I was drawn to this thread in part because Ronolio observed that “It would appear I was mistaken about genitive being the least frequent. So much for the Cambridge Latin Course’s claim to introduce the cases by frequency”.
Without more information about what texts the Cambridge Course based its statement on, its not possible to compare your results with theirs. Different samples will possibly/probably yield different results.
I was drawn to this thread in part because Ronolio observed that “It would appear I was mistaken about genitive being the least frequent. So much for the Cambridge Latin Course’s claim to introduce the cases by frequency”.
Without more information about what texts the Cambridge Course based its statement on, its not possible to compare your results with theirs. Different samples will possibly/probably yield different results.
I looked at the bibliography in the 4th Edition Cambridge Latin Course Unit IV’s Teachers Edition and it would appear that the authors used were -with no indication of prevalence: Catullus, Cicero, Horace, Livy, Martial, Ovid, Petronius, Pliny, and Vergil.

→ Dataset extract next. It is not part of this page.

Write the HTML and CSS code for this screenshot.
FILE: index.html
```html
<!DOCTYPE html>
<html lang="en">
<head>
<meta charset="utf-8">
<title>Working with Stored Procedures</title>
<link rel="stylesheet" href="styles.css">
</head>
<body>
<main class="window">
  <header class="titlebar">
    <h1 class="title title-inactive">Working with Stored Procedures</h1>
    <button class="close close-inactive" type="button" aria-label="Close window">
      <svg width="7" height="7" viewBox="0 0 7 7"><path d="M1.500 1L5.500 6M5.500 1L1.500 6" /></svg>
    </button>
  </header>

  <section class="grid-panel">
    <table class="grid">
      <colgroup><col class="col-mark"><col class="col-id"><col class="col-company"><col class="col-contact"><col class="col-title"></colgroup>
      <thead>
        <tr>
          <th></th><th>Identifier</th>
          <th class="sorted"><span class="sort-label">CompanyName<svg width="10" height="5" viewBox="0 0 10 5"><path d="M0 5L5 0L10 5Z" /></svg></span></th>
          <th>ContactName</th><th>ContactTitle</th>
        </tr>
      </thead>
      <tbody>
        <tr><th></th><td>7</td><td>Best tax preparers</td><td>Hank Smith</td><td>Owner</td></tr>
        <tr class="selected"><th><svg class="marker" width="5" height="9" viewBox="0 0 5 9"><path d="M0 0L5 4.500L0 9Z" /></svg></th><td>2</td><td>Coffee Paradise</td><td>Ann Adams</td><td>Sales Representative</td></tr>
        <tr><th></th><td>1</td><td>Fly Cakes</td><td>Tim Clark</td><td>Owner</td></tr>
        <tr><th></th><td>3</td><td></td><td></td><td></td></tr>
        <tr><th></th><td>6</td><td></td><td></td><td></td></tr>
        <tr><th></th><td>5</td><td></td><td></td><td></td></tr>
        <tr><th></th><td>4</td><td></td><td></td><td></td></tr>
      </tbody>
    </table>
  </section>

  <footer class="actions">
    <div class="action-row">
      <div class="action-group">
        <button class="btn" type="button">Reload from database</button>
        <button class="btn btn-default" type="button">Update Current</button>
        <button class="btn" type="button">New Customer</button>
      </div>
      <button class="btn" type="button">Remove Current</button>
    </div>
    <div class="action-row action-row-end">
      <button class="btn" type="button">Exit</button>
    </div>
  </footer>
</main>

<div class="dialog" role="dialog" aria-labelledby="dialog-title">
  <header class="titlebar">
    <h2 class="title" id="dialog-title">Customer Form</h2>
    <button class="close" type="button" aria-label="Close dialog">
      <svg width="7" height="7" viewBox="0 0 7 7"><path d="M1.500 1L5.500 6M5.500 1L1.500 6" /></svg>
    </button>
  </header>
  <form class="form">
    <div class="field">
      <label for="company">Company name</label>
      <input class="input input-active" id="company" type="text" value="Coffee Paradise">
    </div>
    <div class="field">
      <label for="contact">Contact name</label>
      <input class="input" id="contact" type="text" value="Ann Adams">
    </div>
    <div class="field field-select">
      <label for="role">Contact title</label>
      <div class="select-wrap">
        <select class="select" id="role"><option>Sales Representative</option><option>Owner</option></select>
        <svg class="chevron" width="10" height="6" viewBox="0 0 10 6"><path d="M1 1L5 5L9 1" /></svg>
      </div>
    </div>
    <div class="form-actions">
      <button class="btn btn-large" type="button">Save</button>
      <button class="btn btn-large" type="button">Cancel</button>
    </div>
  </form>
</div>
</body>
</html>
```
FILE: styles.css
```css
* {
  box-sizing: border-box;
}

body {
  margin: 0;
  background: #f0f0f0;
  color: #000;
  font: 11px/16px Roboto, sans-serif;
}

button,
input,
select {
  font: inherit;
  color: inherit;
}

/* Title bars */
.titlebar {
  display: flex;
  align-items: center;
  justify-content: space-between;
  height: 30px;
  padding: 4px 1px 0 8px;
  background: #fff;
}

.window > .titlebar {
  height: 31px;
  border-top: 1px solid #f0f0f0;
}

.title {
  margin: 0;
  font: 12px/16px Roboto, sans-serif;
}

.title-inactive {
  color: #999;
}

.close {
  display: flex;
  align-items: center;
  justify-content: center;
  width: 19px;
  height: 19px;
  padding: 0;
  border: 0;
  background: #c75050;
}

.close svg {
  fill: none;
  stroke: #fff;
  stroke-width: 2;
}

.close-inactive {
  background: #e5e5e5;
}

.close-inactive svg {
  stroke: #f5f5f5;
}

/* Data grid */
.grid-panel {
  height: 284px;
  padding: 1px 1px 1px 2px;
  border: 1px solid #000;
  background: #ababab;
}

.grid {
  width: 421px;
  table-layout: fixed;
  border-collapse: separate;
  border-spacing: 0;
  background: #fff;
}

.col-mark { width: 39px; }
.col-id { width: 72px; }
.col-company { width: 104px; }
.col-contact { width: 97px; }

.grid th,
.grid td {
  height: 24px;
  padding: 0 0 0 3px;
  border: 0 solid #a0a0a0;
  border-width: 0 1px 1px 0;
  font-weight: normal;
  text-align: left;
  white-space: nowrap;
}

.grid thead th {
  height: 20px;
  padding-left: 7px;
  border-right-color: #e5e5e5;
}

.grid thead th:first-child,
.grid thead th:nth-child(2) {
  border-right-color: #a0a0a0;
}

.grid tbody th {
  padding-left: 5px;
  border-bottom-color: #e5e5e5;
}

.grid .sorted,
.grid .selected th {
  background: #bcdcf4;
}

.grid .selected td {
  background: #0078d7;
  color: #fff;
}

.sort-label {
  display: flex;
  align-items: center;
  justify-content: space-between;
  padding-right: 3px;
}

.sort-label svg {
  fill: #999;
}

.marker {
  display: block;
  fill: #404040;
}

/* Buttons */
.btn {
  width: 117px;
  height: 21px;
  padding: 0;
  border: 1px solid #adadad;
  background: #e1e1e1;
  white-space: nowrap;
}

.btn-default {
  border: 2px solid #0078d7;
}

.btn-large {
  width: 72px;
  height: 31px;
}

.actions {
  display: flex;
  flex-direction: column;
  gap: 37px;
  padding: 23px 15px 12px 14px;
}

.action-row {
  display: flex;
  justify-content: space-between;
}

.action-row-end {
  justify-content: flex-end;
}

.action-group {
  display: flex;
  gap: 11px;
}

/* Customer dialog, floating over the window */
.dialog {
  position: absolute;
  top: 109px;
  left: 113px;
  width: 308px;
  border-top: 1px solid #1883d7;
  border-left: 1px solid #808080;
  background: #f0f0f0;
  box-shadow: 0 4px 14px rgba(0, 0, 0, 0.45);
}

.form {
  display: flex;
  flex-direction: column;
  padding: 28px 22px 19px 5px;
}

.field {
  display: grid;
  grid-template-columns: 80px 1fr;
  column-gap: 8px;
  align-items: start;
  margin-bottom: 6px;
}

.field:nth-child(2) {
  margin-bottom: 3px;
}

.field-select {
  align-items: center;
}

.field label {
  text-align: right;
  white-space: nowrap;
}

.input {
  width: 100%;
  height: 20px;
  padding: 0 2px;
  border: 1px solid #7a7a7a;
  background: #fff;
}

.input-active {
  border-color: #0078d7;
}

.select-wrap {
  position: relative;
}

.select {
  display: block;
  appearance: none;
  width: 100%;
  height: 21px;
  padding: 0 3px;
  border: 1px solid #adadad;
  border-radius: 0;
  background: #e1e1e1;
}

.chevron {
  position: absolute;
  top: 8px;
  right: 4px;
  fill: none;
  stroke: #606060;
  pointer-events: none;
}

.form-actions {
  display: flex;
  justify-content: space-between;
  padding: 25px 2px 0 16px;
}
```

The story line runs from Pompeii just prior to the eruption of Vesuvius (the family father is modeled on Lucius Caecilius Iucundus, the Pompeian banker possibly linked to a bronze bust -incidentally sharing the praenomen and nomen of Pliny the Younger’s father, Lucius Caecilius Cilo), to Britain during the time of Agricola, to Rome, during the middle to later parts of Domitian’s reign. Given the story range, the use of Pliny is unsurprising, as is the omission of Tacitus, given the level. I did find the omission of Suetonius, odd though, as he is generally viewed as a moderately easy author.